*OBJECTIVE:* Copy out the listing that follows exactly, dropping every picture.

►

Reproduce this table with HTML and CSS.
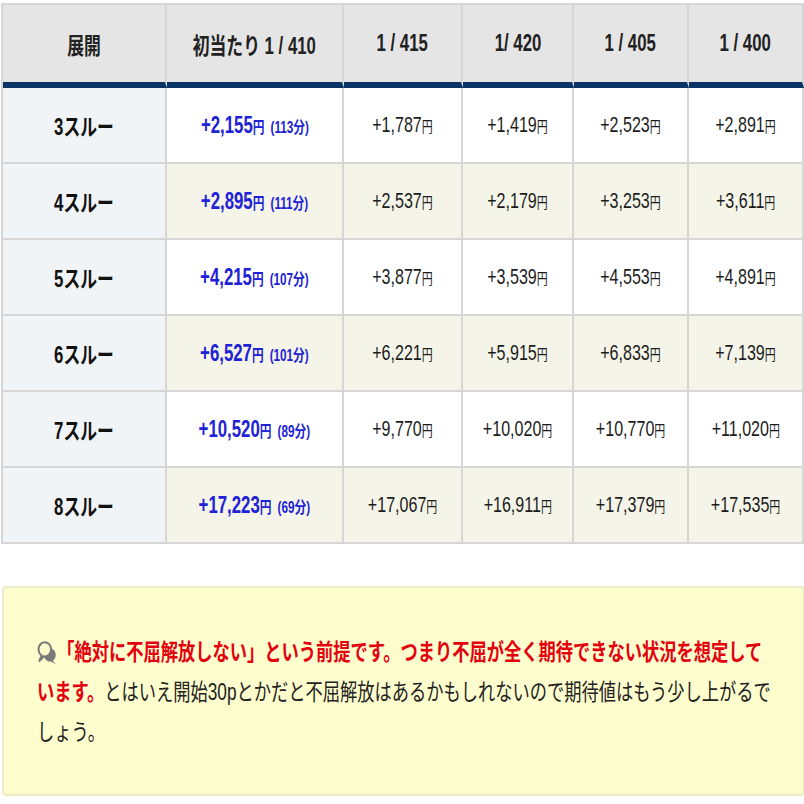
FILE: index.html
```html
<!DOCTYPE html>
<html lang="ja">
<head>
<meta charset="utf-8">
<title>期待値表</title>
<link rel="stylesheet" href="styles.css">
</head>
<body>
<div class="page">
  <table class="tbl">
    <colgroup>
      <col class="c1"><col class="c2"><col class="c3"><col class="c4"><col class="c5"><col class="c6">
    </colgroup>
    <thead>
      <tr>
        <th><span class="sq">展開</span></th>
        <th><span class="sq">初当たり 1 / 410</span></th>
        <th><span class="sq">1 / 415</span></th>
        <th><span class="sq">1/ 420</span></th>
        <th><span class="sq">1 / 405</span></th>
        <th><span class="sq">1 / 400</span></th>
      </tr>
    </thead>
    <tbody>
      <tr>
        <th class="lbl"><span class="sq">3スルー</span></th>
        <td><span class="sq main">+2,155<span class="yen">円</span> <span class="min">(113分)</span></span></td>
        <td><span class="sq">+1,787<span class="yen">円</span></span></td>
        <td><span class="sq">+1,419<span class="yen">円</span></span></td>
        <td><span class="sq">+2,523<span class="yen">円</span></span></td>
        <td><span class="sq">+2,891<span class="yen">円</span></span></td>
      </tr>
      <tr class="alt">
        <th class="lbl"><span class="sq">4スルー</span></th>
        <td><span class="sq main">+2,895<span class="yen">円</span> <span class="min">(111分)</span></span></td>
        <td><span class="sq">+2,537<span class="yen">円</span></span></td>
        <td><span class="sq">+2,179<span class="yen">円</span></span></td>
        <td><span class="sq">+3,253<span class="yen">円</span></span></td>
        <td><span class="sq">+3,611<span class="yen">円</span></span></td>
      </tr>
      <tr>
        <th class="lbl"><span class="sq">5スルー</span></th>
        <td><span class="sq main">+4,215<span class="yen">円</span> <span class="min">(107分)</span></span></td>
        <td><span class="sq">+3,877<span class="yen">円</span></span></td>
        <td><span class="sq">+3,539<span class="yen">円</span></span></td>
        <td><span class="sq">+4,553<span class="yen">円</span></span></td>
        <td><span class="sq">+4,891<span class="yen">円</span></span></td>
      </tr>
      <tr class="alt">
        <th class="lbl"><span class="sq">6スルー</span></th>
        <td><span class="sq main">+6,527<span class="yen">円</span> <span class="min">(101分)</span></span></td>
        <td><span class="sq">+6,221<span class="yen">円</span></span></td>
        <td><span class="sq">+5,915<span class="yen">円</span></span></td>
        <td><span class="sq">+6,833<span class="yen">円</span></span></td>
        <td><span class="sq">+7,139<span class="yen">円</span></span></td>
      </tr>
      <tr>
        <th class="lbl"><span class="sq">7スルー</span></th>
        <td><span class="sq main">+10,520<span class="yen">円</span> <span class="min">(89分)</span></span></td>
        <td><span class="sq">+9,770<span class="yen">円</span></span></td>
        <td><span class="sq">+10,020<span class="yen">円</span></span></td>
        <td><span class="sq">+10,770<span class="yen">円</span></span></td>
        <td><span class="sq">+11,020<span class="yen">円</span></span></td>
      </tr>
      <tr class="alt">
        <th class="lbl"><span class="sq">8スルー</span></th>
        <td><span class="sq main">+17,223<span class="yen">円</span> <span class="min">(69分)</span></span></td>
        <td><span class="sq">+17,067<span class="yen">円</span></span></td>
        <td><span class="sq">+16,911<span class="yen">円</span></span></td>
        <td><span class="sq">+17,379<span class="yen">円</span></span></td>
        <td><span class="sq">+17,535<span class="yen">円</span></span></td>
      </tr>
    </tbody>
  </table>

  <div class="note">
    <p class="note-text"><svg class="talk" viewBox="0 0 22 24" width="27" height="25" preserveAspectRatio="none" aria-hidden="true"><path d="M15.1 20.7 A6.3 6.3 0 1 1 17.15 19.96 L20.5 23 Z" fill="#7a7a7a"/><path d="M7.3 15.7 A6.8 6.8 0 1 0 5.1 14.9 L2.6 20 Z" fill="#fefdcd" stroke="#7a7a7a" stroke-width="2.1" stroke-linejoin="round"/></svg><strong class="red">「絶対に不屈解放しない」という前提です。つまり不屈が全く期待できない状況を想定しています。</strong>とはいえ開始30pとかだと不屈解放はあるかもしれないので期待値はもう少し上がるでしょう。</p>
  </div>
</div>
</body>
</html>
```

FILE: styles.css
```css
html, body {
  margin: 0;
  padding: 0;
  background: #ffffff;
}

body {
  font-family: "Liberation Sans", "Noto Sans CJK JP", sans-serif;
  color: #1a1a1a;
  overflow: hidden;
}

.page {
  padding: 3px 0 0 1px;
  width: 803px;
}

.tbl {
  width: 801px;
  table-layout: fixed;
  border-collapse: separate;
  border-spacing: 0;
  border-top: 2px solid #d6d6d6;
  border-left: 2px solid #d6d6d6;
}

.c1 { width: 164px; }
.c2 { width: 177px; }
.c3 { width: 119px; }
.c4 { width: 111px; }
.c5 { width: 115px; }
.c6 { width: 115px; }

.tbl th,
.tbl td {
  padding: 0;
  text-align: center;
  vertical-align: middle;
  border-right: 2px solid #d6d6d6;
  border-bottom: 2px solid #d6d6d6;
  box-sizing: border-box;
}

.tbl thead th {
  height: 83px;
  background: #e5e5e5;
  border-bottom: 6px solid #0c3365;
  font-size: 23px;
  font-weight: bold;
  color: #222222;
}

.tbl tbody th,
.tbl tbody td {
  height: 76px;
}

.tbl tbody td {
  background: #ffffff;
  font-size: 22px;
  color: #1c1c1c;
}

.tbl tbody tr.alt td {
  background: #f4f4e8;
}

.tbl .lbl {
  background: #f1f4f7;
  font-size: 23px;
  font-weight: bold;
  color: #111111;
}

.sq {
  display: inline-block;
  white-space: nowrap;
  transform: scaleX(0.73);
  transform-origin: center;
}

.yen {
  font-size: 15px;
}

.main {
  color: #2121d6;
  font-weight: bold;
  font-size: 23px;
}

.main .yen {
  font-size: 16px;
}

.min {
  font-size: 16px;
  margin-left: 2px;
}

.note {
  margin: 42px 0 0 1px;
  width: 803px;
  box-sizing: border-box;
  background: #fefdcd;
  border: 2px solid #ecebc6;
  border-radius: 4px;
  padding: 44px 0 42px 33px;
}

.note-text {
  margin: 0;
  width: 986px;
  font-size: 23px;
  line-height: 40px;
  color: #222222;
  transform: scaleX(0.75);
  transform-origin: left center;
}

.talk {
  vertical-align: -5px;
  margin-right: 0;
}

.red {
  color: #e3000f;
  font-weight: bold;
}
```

◄

*EXERCISE OUTPUT:*
Reproduce this table with HTML and CSS.
FILE: index.html
```html
<!DOCTYPE html>
<html lang="ja">
<head>
<meta charset="utf-8">
<title>期待値表</title>
<link rel="stylesheet" href="styles.css">
</head>
<body>
<div class="page">
  <table class="tbl">
    <colgroup>
      <col class="c1"><col class="c2"><col class="c3"><col class="c4"><col class="c5"><col class="c6">
    </colgroup>
    <thead>
      <tr>
        <th><span class="sq">展開</span></th>
        <th><span class="sq">初当たり 1 / 410</span></th>
        <th><span class="sq">1 / 415</span></th>
        <th><span class="sq">1/ 420</span></th>
        <th><span class="sq">1 / 405</span></th>
        <th><span class="sq">1 / 400</span></th>
      </tr>
    </thead>
    <tbody>
      <tr>
        <th class="lbl"><span class="sq">3スルー</span></th>
        <td><span class="sq main">+2,155<span class="yen">円</span> <span class="min">(113分)</span></span></td>
        <td><span class="sq">+1,787<span class="yen">円</span></span></td>
        <td><span class="sq">+1,419<span class="yen">円</span></span></td>
        <td><span class="sq">+2,523<span class="yen">円</span></span></td>
        <td><span class="sq">+2,891<span class="yen">円</span></span></td>
      </tr>
      <tr class="alt">
        <th class="lbl"><span class="sq">4スルー</span></th>
        <td><span class="sq main">+2,895<span class="yen">円</span> <span class="min">(111分)</span></span></td>
        <td><span class="sq">+2,537<span class="yen">円</span></span></td>
        <td><span class="sq">+2,179<span class="yen">円</span></span></td>
        <td><span class="sq">+3,253<span class="yen">円</span></span></td>
        <td><span class="sq">+3,611<span class="yen">円</span></span></td>
      </tr>
      <tr>
        <th class="lbl"><span class="sq">5スルー</span></th>
        <td><span class="sq main">+4,215<span class="yen">円</span> <span class="min">(107分)</span></span></td>
        <td><span class="sq">+3,877<span class="yen">円</span></span></td>
        <td><span class="sq">+3,539<span class="yen">円</span></span></td>
        <td><span class="sq">+4,553<span class="yen">円</span></span></td>
        <td><span class="sq">+4,891<span class="yen">円</span></span></td>
      </tr>
      <tr class="alt">
        <th class="lbl"><span class="sq">6スルー</span></th>
        <td><span class="sq main">+6,527<span class="yen">円</span> <span class="min">(101分)</span></span></td>
        <td><span class="sq">+6,221<span class="yen">円</span></span></td>
        <td><span class="sq">+5,915<span class="yen">円</span></span></td>
        <td><span class="sq">+6,833<span class="yen">円</span></span></td>
        <td><span class="sq">+7,139<span class="yen">円</span></span></td>
      </tr>
      <tr>
        <th class="lbl"><span class="sq">7スルー</span></th>
        <td><span class="sq main">+10,520<span class="yen">円</span> <span class="min">(89分)</span></span></td>
        <td><span class="sq">+9,770<span class="yen">円</span></span></td>
        <td><span class="sq">+10,020<span class="yen">円</span></span></td>
        <td><span class="sq">+10,770<span class="yen">円</span></span></td>
        <td><span class="sq">+11,020<span class="yen">円</span></span></td>
      </tr>
      <tr class="alt">
        <th class="lbl"><span class="sq">8スルー</span></th>
        <td><span class="sq main">+17,223<span class="yen">円</span> <span class="min">(69分)</span></span></td>
        <td><span class="sq">+17,067<span class="yen">円</span></span></td>
        <td><span class="sq">+16,911<span class="yen">円</span></span></td>
        <td><span class="sq">+17,379<span class="yen">円</span></span></td>
        <td><span class="sq">+17,535<span class="yen">円</span></span></td>
      </tr>
    </tbody>
  </table>

  <div class="note">
    <p class="note-text"><svg class="talk" viewBox="0 0 22 24" width="27" height="25" preserveAspectRatio="none" aria-hidden="true"><path d="M15.1 20.7 A6.3 6.3 0 1 1 17.15 19.96 L20.5 23 Z" fill="#7a7a7a"/><path d="M7.3 15.7 A6.8 6.8 0 1 0 5.1 14.9 L2.6 20 Z" fill="#fefdcd" stroke="#7a7a7a" stroke-width="2.1" stroke-linejoin="round"/></svg><strong class="red">「絶対に不屈解放しない」という前提です。つまり不屈が全く期待できない状況を想定しています。</strong>とはいえ開始30pとかだと不屈解放はあるかもしれないので期待値はもう少し上がるでしょう。</p>
  </div>
</div>
</body>
</html>
```

FILE: styles.css
```css
html, body {
  margin: 0;
  padding: 0;
  background: #ffffff;
}

body {
  font-family: "Liberation Sans", "Noto Sans CJK JP", sans-serif;
  color: #1a1a1a;
  overflow: hidden;
}

.page {
  padding: 3px 0 0 1px;
  width: 803px;
}

.tbl {
  width: 801px;
  table-layout: fixed;
  border-collapse: separate;
  border-spacing: 0;
  border-top: 2px solid #d6d6d6;
  border-left: 2px solid #d6d6d6;
}

.c1 { width: 164px; }
.c2 { width: 177px; }
.c3 { width: 119px; }
.c4 { width: 111px; }
.c5 { width: 115px; }
.c6 { width: 115px; }

.tbl th,
.tbl td {
  padding: 0;
  text-align: center;
  vertical-align: middle;
  border-right: 2px solid #d6d6d6;
  border-bottom: 2px solid #d6d6d6;
  box-sizing: border-box;
}

.tbl thead th {
  height: 83px;
  background: #e5e5e5;
  border-bottom: 6px solid #0c3365;
  font-size: 23px;
  font-weight: bold;
  color: #222222;
}

.tbl tbody th,
.tbl tbody td {
  height: 76px;
}

.tbl tbody td {
  background: #ffffff;
  font-size: 22px;
  color: #1c1c1c;
}

.tbl tbody tr.alt td {
  background: #f4f4e8;
}

.tbl .lbl {
  background: #f1f4f7;
  font-size: 23px;
  font-weight: bold;
  color: #111111;
}

.sq {
  display: inline-block;
  white-space: nowrap;
  transform: scaleX(0.73);
  transform-origin: center;
}

.yen {
  font-size: 15px;
}

.main {
  color: #2121d6;
  font-weight: bold;
  font-size: 23px;
}

.main .yen {
  font-size: 16px;
}

.min {
  font-size: 16px;
  margin-left: 2px;
}

.note {
  margin: 42px 0 0 1px;
  width: 803px;
  box-sizing: border-box;
  background: #fefdcd;
  border: 2px solid #ecebc6;
  border-radius: 4px;
  padding: 44px 0 42px 33px;
}

.note-text {
  margin: 0;
  width: 986px;
  font-size: 23px;
  line-height: 40px;
  color: #222222;
  transform: scaleX(0.75);
  transform-origin: left center;
}

.talk {
  vertical-align: -5px;
  margin-right: 0;
}

.red {
  color: #e3000f;
  font-weight: bold;
}
```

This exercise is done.